“Causa mesmo espanto ver repentinamente surgir do nada que é o nosso teatro, quase por um milagre de geração espontânea, um autor com tanta audácia, que procura, logo nas primeiras tentativas teatrais, dominar virtuosisticamente o meio de expressão artística que escolheu”, anotou Almeida Prado. A série de documentos cobre seis décadas, desde a primeira montagem de “A Mulher sem Pecado”, de 1942, por Rodolfo Mayer, até “A Falecida Vapt-Vupt”, de 2009, por Antunes Filho.

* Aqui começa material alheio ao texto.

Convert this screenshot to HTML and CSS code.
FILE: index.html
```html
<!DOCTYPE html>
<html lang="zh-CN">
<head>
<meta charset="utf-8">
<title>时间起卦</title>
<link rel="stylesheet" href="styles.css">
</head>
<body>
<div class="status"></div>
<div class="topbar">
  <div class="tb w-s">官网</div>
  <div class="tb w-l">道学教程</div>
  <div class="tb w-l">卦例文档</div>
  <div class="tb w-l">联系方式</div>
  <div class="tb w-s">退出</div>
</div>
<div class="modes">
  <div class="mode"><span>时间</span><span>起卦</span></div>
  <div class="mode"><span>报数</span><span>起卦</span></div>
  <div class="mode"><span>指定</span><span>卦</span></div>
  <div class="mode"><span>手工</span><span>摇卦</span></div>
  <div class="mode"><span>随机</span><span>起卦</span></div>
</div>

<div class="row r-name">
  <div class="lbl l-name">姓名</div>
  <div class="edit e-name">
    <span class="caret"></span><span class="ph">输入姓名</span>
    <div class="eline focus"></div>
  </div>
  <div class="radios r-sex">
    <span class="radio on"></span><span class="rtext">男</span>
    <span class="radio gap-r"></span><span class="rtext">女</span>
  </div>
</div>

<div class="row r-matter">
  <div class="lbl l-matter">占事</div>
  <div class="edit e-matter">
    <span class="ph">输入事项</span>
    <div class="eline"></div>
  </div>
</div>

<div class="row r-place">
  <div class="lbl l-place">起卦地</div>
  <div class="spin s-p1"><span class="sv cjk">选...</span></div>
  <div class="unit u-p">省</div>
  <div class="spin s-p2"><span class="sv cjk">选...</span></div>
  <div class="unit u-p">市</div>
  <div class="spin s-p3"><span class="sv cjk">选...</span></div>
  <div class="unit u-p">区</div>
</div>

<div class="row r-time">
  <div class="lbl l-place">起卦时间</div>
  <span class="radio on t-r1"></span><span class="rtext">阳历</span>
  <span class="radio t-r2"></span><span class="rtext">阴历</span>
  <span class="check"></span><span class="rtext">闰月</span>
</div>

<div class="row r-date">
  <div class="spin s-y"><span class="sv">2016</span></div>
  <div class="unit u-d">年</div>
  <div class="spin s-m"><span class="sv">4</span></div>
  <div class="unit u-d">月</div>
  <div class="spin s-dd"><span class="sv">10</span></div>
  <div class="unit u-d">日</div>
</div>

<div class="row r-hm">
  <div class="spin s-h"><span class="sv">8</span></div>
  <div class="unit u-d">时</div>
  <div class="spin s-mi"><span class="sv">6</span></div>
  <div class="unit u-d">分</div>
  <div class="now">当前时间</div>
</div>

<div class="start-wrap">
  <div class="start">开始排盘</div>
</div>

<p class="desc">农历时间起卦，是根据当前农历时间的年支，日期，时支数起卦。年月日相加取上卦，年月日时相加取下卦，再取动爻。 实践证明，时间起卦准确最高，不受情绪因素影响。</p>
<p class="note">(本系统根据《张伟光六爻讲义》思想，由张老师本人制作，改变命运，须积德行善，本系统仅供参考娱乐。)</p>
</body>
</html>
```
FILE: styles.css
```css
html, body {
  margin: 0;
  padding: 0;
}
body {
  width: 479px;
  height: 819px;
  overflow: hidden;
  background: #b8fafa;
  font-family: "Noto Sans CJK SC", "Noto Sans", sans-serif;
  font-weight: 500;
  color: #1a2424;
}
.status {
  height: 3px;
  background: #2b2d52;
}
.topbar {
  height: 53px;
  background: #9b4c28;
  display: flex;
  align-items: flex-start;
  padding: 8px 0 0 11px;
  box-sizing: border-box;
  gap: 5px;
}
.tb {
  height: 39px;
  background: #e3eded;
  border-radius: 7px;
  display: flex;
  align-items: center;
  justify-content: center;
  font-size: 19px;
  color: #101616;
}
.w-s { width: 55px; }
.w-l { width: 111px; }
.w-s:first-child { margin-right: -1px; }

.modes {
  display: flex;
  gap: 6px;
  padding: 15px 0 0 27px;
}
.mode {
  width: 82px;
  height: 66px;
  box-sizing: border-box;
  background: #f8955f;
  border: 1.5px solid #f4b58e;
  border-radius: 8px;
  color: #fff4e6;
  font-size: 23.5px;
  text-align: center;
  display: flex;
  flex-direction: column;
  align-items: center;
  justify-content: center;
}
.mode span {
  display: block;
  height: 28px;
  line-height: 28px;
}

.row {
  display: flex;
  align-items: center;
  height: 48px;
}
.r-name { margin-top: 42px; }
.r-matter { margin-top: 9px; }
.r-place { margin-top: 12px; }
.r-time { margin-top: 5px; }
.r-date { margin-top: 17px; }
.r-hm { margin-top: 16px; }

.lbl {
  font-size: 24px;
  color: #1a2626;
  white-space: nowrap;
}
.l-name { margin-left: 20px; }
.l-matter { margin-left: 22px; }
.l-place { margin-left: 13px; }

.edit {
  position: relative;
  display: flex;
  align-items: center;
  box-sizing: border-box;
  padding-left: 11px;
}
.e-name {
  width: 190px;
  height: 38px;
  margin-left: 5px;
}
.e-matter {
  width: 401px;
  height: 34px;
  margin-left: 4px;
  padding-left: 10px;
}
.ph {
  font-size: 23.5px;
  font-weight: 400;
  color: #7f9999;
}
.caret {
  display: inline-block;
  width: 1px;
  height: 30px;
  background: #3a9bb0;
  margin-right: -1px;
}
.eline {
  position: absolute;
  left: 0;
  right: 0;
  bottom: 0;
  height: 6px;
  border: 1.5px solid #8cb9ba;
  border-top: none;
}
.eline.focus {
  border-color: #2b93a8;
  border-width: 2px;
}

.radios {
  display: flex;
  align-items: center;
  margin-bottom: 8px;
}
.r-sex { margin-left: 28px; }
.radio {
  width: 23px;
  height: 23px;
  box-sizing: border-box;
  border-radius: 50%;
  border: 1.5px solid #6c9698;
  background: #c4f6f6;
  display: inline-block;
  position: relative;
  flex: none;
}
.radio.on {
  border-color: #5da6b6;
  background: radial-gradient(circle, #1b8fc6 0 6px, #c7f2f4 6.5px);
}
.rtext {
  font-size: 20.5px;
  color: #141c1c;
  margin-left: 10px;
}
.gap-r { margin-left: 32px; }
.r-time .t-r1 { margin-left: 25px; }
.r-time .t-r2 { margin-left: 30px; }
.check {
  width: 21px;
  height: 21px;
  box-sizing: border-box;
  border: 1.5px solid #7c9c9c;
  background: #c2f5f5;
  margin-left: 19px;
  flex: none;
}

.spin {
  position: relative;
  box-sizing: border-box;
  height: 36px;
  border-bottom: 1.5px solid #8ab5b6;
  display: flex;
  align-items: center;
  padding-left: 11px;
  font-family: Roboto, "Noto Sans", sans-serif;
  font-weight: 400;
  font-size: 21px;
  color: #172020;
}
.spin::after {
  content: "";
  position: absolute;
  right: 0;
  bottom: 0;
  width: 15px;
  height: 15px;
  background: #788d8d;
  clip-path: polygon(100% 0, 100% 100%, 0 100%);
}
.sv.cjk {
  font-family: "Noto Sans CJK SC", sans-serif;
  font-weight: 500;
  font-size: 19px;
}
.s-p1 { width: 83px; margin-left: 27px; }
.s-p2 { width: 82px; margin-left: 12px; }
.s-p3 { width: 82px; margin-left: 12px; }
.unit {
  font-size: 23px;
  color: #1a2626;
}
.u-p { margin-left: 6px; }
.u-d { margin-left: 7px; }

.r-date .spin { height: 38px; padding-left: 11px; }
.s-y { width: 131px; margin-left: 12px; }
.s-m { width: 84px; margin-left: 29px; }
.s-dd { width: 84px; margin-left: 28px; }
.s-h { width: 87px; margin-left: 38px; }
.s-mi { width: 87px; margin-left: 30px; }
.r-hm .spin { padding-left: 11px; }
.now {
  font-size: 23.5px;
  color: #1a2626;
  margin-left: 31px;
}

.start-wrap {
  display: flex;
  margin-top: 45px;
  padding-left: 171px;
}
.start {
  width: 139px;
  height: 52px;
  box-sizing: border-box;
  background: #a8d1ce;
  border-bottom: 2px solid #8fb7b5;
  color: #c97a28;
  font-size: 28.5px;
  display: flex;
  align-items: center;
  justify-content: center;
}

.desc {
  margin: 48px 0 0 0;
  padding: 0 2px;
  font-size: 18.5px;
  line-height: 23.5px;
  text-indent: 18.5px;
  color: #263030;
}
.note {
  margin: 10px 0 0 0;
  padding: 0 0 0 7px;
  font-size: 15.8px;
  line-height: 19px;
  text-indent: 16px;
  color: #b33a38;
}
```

As 98 críticas versam sobre 20 espetáculos, incluídas as adaptações. Envolve a percepção de 32 profissionais identificados em 15 periódicos dos acervos do Cedoc/Funarte, da Biblioteca Nacional e da Biblioteca da Fundação Casa de Rui Barbosa. Segundo a tradutora e dramaturgista Fátima Saadi, editora da “Folhetim”, as análises permitem acompanhar as polêmicas e a progressiva aceitação da obra de Nelson. A prospecção feita entre março e novembro de 2010 resulta útil também aos estudiosos de outras áreas como sociologia, história, antropologia e comunicação.

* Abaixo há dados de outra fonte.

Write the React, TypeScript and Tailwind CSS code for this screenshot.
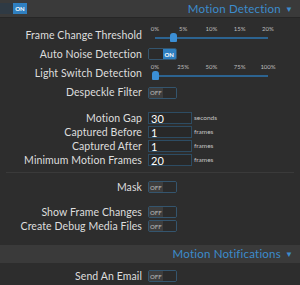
import React from "react";

const font = { fontFamily: 'Lato, "Open Sans", sans-serif' };

const Toggle = ({ on }: { on: boolean }) => {
  return (
    <div className="flex h-[12px] w-[29px] overflow-hidden rounded-[2px] border border-[#34556e] text-[6px] font-bold">
      {on ? (
        <>
          <div className="w-[14px] bg-[#2b2b2b]"></div>
          <div className="flex w-[14px] items-center justify-center bg-[#2f7fc0] text-white">ON</div>
        </>
      ) : (
        <>
          <div className="flex w-[14px] items-center justify-center bg-[#3d3d3d] text-[#a0a0a0]">OFF</div>
          <div className="w-[14px] bg-[#2b2b2b]"></div>
        </>
      )}
    </div>
  );
};

const Slider = ({ labels, pos }: { labels: string[]; pos: number }) => {
  return (
    <div className="relative h-[22px] w-[125px]">
      <div className="absolute left-[7px] right-[5px] top-0 flex justify-between text-[6px] text-[#bdbdbd]">
        {labels.map((l) => (
          <span key={l} className="w-0 flex justify-center whitespace-nowrap">
            {l}
          </span>
        ))}
      </div>
      <div className="absolute left-[7px] right-[5px] top-[13px] h-[2px] bg-[#2c6390]"></div>
      <div
        className="absolute top-[9px] h-[9px] w-[7px] rounded-t-[3px] rounded-b-[1px] bg-[#3b8fd6]"
        style={{ left: 4 + pos * 113 }}
      ></div>
    </div>
  );
};

const Row = ({ label, children, h = "h-[14px]" }: { label: string; children?: React.ReactNode; h?: string }) => (
  <div className={`flex items-center ${h}`}>
    <div className="w-[143px] shrink-0 pr-[1px] text-right text-[10.5px] leading-none tracking-[0.1px] text-[#dedede]">{label}</div>
    <div className="ml-[5px] flex items-center">{children}</div>
  </div>
);

const NumInput = ({ value, unit }: { value: string; unit: string }) => (
  <div className="flex items-center">
    <div className="flex h-[12px] w-[44px] items-center border border-[#2d4c63] bg-[#282828] pl-[2px] text-[11px] leading-none text-white">
      {value}
    </div>
    <span className="ml-[2px] text-[6.5px] text-[#c4c4c4]">{unit}</span>
  </div>
);

const SectionBar = ({ title }: { title: string }) => (
  <div className="flex h-[18px] items-center justify-end bg-[#3a3a3a] pr-[7px] text-[11.5px] tracking-[0.2px] text-[#3c8ccc]">
    <span>{title}</span>
    <span className="ml-[4px] text-[8px]">▼</span>
  </div>
);

export default function App() {
  return (
    <div className="h-[285px] w-[300px] overflow-hidden bg-[#2d2d2d]" style={font}>
      <div className="flex h-[18px] items-center justify-between border-b border-[#262626] bg-[#3a3a3a] pr-[7px]">
        <div className="flex h-[11px] items-center">
          <div className="h-full w-[13px] bg-[#2f3a44]"></div>
          <div className="flex h-full w-[14px] items-center justify-center bg-[#2f7fc0] text-[6px] font-bold text-white">ON</div>
        </div>
        <div className="flex items-center text-[11.5px] tracking-[0.2px] text-[#3c8ccc]">
          <span>Motion Detection</span>
          <span className="ml-[4px] text-[8px]">▼</span>
        </div>
      </div>

      <div className="mt-[7px]">
        <Row label="Frame Change Threshold" h="h-[20px]">
          <Slider labels={["0%", "5%", "10%", "15%", "20%"]} pos={0.16} />
        </Row>
        <Row label="Auto Noise Detection" h="h-[18px]">
          <Toggle on={true} />
        </Row>
        <Row label="Light Switch Detection" h="h-[20px]">
          <Slider labels={["0%", "25%", "50%", "75%", "100%"]} pos={0} />
        </Row>
        <Row label="Despeckle Filter" h="h-[19px]">
          <Toggle on={false} />
        </Row>
      </div>

      <div className="mt-[9px]">
        <Row label="Motion Gap">
          <NumInput value="30" unit="seconds" />
        </Row>
        <Row label="Captured Before">
          <NumInput value="1" unit="frames" />
        </Row>
        <Row label="Captured After">
          <NumInput value="1" unit="frames" />
        </Row>
        <Row label="Minimum Motion Frames">
          <NumInput value="20" unit="frames" />
        </Row>
      </div>

      <div className="mx-[6px] mt-[5px] border-t border-[#3a3a3a]"></div>

      <div className="mt-[6px]">
        <Row label="Mask" h="h-[16px]">
          <Toggle on={false} />
        </Row>
      </div>

      <div className="mt-[10px]">
        <Row label="Show Frame Changes">
          <Toggle on={false} />
        </Row>
        <Row label="Create Debug Media Files">
          <Toggle on={false} />
        </Row>
      </div>

      <div className="mt-[12px]">
        <SectionBar title="Motion Notifications" />
      </div>

      <div className="mt-[6px]">
        <Row label="Send An Email">
          <Toggle on={false} />
        </Row>
      </div>
    </div>
  );
}
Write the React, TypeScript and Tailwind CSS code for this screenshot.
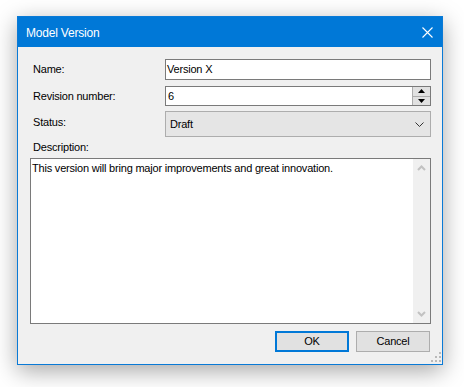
import React from "react";

const font = { fontFamily: '"Liberation Sans", Arial, sans-serif' };

function Grip() {
  const dots: [number, number][] = [
    [8, 0],
    [4, 4],
    [8, 4],
    [0, 8],
    [4, 8],
    [8, 8],
  ];
  return (
    <svg width="10" height="10" viewBox="0 0 10 10" className="absolute right-[1px] bottom-[2px]">
      {dots.map(([x, y], i) => (
        <rect key={i} x={x} y={y} width="2" height="2" fill="#b9b9b9" />
      ))}
    </svg>
  );
}

export default function App() {
  return (
    <div
      className="w-[464px] h-[387px] bg-white pl-[17px] pt-[16px] text-[11px] tracking-[-0.2px] text-black"
      style={font}
    >
      <div className="w-[426px] h-[349px] border border-[#0a7ad6] bg-[#f0f0f0] flex flex-col shadow-[0_6px_22px_rgba(0,0,0,0.35)]">
        <div className="h-[30px] bg-[#0078d7] flex items-center justify-between pl-[8px] pr-[9px] text-white text-[12px] shrink-0">
          <span className="mt-[1px]">Model Version</span>
          <svg width="11" height="11" viewBox="0 0 11 11" className="mr-[0px]">
            <path d="M0.5 0.5 L10.5 10.5 M10.5 0.5 L0.5 10.5" stroke="white" strokeWidth="1.1" />
          </svg>
        </div>
        <div className="relative flex-1 flex flex-col pl-[12px] pr-[11px] pt-[12px]">
          <div className="flex items-center h-[21px]">
            <div className="w-[135px] pl-[3px]">Name:</div>
            <div className="flex-1 h-[21px] bg-white border border-[#7a7a7a] flex items-center pl-[1px]">
              Version X
            </div>
          </div>
          <div className="flex items-center h-[20px] mt-[6px]">
            <div className="w-[135px] pl-[3px]">Revision number:</div>
            <div className="flex-1 h-[20px] bg-white border border-[#7a7a7a] flex items-center">
              <span className="flex-1 pl-[2px] pt-[1px]">6</span>
              <div className="w-[18px] h-full flex flex-col bg-[#e1e1e1] border-l border-[#adadad]">
                <div className="flex-1 flex items-center justify-center border-b border-[#adadad]">
                  <svg width="7" height="4" viewBox="0 0 7 4">
                    <path d="M3.5 0 L7 4 L0 4 Z" fill="#000" />
                  </svg>
                </div>
                <div className="flex-1 flex items-center justify-center">
                  <svg width="7" height="4" viewBox="0 0 7 4">
                    <path d="M0 0 L7 0 L3.5 4 Z" fill="#000" />
                  </svg>
                </div>
              </div>
            </div>
          </div>
          <div className="flex h-[26px] mt-[5px]">
            <div className="w-[135px] pl-[3px] pt-[3px]">Status:</div>
            <div className="flex-1 h-[26px] bg-[#e5e5e5] border border-[#adadad] flex items-center justify-between pl-[4px] pr-[6px]">
              <span className="pt-[1px]">Draft</span>
              <svg width="9" height="5" viewBox="0 0 9 5">
                <path d="M0.5 0.5 L4.5 4.5 L8.5 0.5" stroke="#333" strokeWidth="1" fill="none" />
              </svg>
            </div>
          </div>
          <div className="pl-[3px] mt-[4px] h-[13px] leading-[13px]">Description:</div>
          <div className="mt-[4px] h-[166px] bg-white border border-[#7a7a7a] flex">
            <div className="flex-1 pl-[1px] pt-[2px] leading-[14px]">
              This version will bring major improvements and great innovation.
            </div>
            <div className="w-[17px] h-full bg-[#f0f0f0] flex flex-col items-center justify-between py-[6px]">
              <svg width="9" height="6" viewBox="0 0 9 6">
                <path d="M1 5 L4.5 1.5 L8 5" stroke="#c2c2c2" strokeWidth="2" fill="none" />
              </svg>
              <svg width="9" height="6" viewBox="0 0 9 6">
                <path d="M1 1 L4.5 4.5 L8 1" stroke="#c2c2c2" strokeWidth="2" fill="none" />
              </svg>
            </div>
          </div>
          <div className="flex justify-end gap-[7px] mt-[7px] pr-[1px]">
            <button
              className="w-[74px] h-[21px] bg-[#e1e1e1] border-2 border-[#0078d7] flex items-center justify-center"
              style={font}
            >
              OK
            </button>
            <button
              className="w-[74px] h-[21px] bg-[#e1e1e1] border border-[#adadad] flex items-center justify-center"
              style={font}
            >
              Cancel
            </button>
          </div>
          <Grip />
        </div>
      </div>
    </div>
  );
}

“Imaginei que, a partir daquele conjunto de críticas, seria possível estudar a relação entre a imprensa e o espaço público de discussão do teatro (até o “Jornal dos Sports” mantinha uma coluna de crítica teatral nos anos 1950). Esse espaço começa a minguar com o golpe militar e mais decididamente dos anos de 1980 em diante”, afirma Fátima. Transparecem o viés psicológico, primeiro prisma de aproximação das peças da fase inicial de Nelson, e o predomínio estético na abordagem pioneira de Almeida Prado, continuada por Sábato Magaldi e Yan Michalski (1932-1990).

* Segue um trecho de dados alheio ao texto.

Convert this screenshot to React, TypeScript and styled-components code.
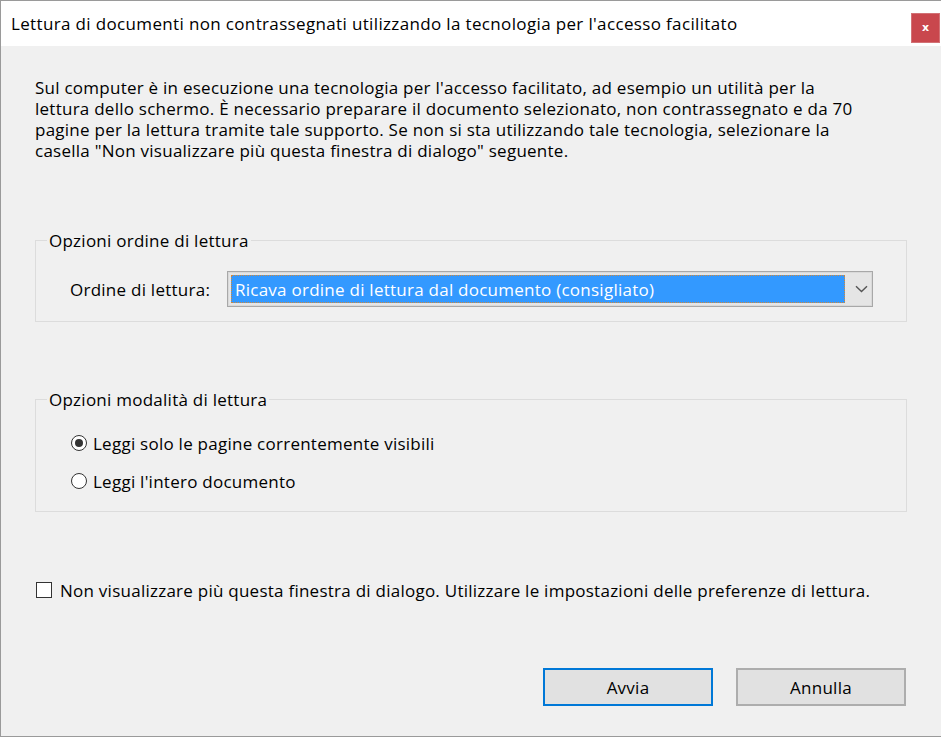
import React from "react";
import styled, { createGlobalStyle } from "styled-components";

const GlobalStyle = createGlobalStyle`
  html, body {
    margin: 0;
    padding: 0;
    background: #f0f0f0;
  }
  body {
    font-family: "Open Sans", "Noto Sans", "Liberation Sans", sans-serif;
    font-size: 17px;
    letter-spacing: 0.25px;
    color: #000;
  }
`;

const Window = styled.div`
  width: 941px;
  height: 737px;
  box-sizing: border-box;
  border: 1px solid #9a9a9a;
  border-right: none;
  display: flex;
  flex-direction: column;
  background: #f0f0f0;
`;

const TitleBar = styled.div`
  height: 45px;
  background: #fff;
  display: flex;
  align-items: center;
  justify-content: space-between;
  padding-left: 10px;
  flex-shrink: 0;
`;

const Title = styled.div`
  letter-spacing: 0.35px;
  line-height: 21px;
  margin-top: 0;
  white-space: nowrap;
`;

const CloseButton = styled.button`
  width: 29px;
  height: 30px;
  margin-top: 9px;
  margin-right: 1px;
  border: 1px solid #d27175;
  background: #c9474d;
  color: #fff;
  font-family: "DejaVu Sans", sans-serif;
  font-weight: bold;
  font-size: 11px;
  line-height: 1;
  padding: 0 0 2px;
  display: flex;
  align-items: center;
  justify-content: center;
`;

const Body = styled.div`
  flex: 1;
  padding: 0 34px 0 34px;
  display: flex;
  flex-direction: column;
`;

const Intro = styled.p`
  margin: 31px 0 0;
  line-height: 21px;
  white-space: nowrap;
`;

const Group = styled.fieldset<{ $top: number }>`
  margin: ${(p) => p.$top}px 0 0;
  padding: 0;
  border: 1px solid #dcdcdc;
  min-width: 0;
`;

const Legend = styled.legend`
  margin-left: 11px;
  padding: 0 2px;
  line-height: 21px;
`;

const SelectRow = styled.div`
  display: flex;
  align-items: center;
  padding: 20px 33px 14px 34px;
`;

const FieldLabel = styled.span`
  width: 157px;
  line-height: 21px;
  white-space: nowrap;
`;

const Select = styled.div`
  flex: 1;
  height: 36px;
  box-sizing: border-box;
  border: 1px solid #a8a8a8;
  box-shadow: inset 0 0 0 1px #d9d9d9;
  background: #e5e5e5;
  display: flex;
  align-items: center;
  padding: 3px 4px 3px 3px;
`;

const Selected = styled.div`
  flex: 1;
  height: 28px;
  box-sizing: border-box;
  background: #3399ff;
  border: 1px dotted #d0883a;
  color: #fff;
  display: flex;
  align-items: center;
  padding-left: 3px;
  margin-right: 10px;
  white-space: nowrap;
`;

const Chevron = styled.svg`
  flex-shrink: 0;
`;

const RadioList = styled.div`
  display: flex;
  flex-direction: column;
  gap: 14px;
  padding: 21px 0 18px 35px;
`;

const OptionRow = styled.label`
  display: flex;
  align-items: center;
  height: 24px;
  gap: 6px;
  white-space: nowrap;
`;

const RadioDot = styled.span<{ $checked?: boolean }>`
  width: 16px;
  height: 16px;
  box-sizing: border-box;
  border-radius: 50%;
  border: 1px solid #333;
  background: #fff;
  display: flex;
  align-items: center;
  justify-content: center;
  flex-shrink: 0;
  &::after {
    content: "";
    width: 8px;
    height: 8px;
    border-radius: 50%;
    background: ${(p) => (p.$checked ? "#333" : "transparent")};
  }
`;

const CheckRow = styled(OptionRow)`
  margin-top: 66px;
  margin-left: 1px;
  gap: 8px;
`;

const CheckBox = styled.span`
  width: 16px;
  height: 16px;
  box-sizing: border-box;
  border: 1px solid #333;
  background: #fff;
  flex-shrink: 0;
`;

const Footer = styled.div`
  display: flex;
  justify-content: flex-end;
  gap: 23px;
  margin-top: 66px;
  padding-right: 1px;
`;

const Button = styled.button<{ $default?: boolean }>`
  width: 170px;
  height: 38px;
  box-sizing: border-box;
  background: #e1e1e1;
  border: ${(p) => (p.$default ? "2px solid #0078d7" : "2px solid #adadad")};
  font-family: inherit;
  font-size: 17px;
  letter-spacing: 0.25px;
  color: #000;
  padding: 0;
`;

export default function App() {
  return (
    <>
      <GlobalStyle />
      <Window>
        <TitleBar>
          <Title>
            Lettura di documenti non contrassegnati utilizzando la tecnologia
            per l'accesso facilitato
          </Title>
          <CloseButton aria-label="Chiudi">x</CloseButton>
        </TitleBar>
        <Body>
          <Intro>
            Sul computer è in esecuzione una tecnologia per l'accesso
            facilitato, ad esempio un utilità per la
            <br />
            lettura dello schermo. È necessario preparare il documento
            selezionato, non contrassegnato e da 70
            <br />
            pagine per la lettura tramite tale supporto. Se non si sta
            utilizzando tale tecnologia, selezionare la
            <br />
            casella "Non visualizzare più questa finestra di dialogo" seguente.
          </Intro>

          <Group $top={69}>
            <Legend>Opzioni ordine di lettura</Legend>
            <SelectRow>
              <FieldLabel>Ordine di lettura:</FieldLabel>
              <Select>
                <Selected>
                  Ricava ordine di lettura dal documento (consigliato)
                </Selected>
                <Chevron width="13" height="8" viewBox="0 0 13 8">
                  <path
                    d="M1 1.2 L6.5 6.5 L12 1.2"
                    fill="none"
                    stroke="#555"
                    strokeWidth="1.4"
                  />
                </Chevron>
              </Select>
            </SelectRow>
          </Group>

          <Group $top={67}>
            <Legend>Opzioni modalità di lettura</Legend>
            <RadioList>
              <OptionRow>
                <RadioDot $checked />
                Leggi solo le pagine correntemente visibili
              </OptionRow>
              <OptionRow>
                <RadioDot />
                Leggi l'intero documento
              </OptionRow>
            </RadioList>
          </Group>

          <CheckRow>
            <CheckBox />
            Non visualizzare più questa finestra di dialogo. Utilizzare le
            impostazioni delle preferenze di lettura.
          </CheckRow>

          <Footer>
            <Button $default>Avvia</Button>
            <Button>Annulla</Button>
          </Footer>
        </Body>
      </Window>
    </>
  );
}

Um exemplo de aproximação atemporal. O jornalista Frederico Guilherme Chateaubriand, de alcunha Freddy, escreve no “Diário da Noite” carioca, em 1950, que “Doroteia” é “extremamente poética”, indignado com “quem confunde duas realidades que nada têm de comum”: a poética e a propriamente dita. A crítica e pesquisadora Mariangela Alves de Lima argumenta sobre “A Falecida Vapt-Vupt” em “O Estado de S. Paulo”, em 2008, que Antunes privilegia “o imaginário poético contido nessa peça e deixa em fervura baixa, como lava, o ódio e o fascínio sexual”. Entre os demais nomes focados estão Alberto Guzik, Jefferson Del Rios, José Arrabal, Luiza Barreto Leite, Macksen Luiz, Miroel Silveira, Paschoal Carlos Magno, Paulo Francis e Sérgio Augusto.
Diretor do Centro de Pesquisa Teatral e do Grupo Macunaíma, Antunes discorre em longa entrevista sobre suas montagens rodriguianas desde 1965, com “A Falecida”, junto a alunos da Escola de Arte Dramática (EAD), passando pela paradigmática montagem de “O Eterno Retorno”, de 1981, reunião de “Os Sete Gatinhos”, “Beijo no Asfalto” e “Toda Nudez Será Castigada” – estruturadas sob o conceito do inconsciente coletivo do psiquiatra suíço Carl Gustav Jung (1875-1961).
A tradução, a criação e a recepção crítica do dramaturgo na França são discutidas em artigos como o do diretor Alain Ollivier, morto no ano passado, e em entrevista com Ângela Leite Lopes, tradutora e professora da UFRJ. Outros ensaístas brasileiros dão lastro à diversidade de enfoques nesse painel que não se quer exaustivo, como observa Fátima, mas amplo no que se tem pensado sobre Nelson Rodrigues nos últimos anos.
Lançada na quarta-feira no Teatro Glaucio Gil, em Copacabana, “Folhetim” custa R$ 35,00 e pode ser adquirida por reembolso postal (folhetim@pequenogesto.com.br). No dia 23, o Pequeno Gesto entrou em cartaz com seu espetáculo mais recente, “AntígonaCreonte”, que será apresentado até segunda-feira. Trata-se de uma adaptação livre da tragédia de Sófocles pelo diretor Antonio Guedes, com quem Fátima compartilha duas décadas de grupo e 13 anos de revista, dois atos de resistência filosófica e artística.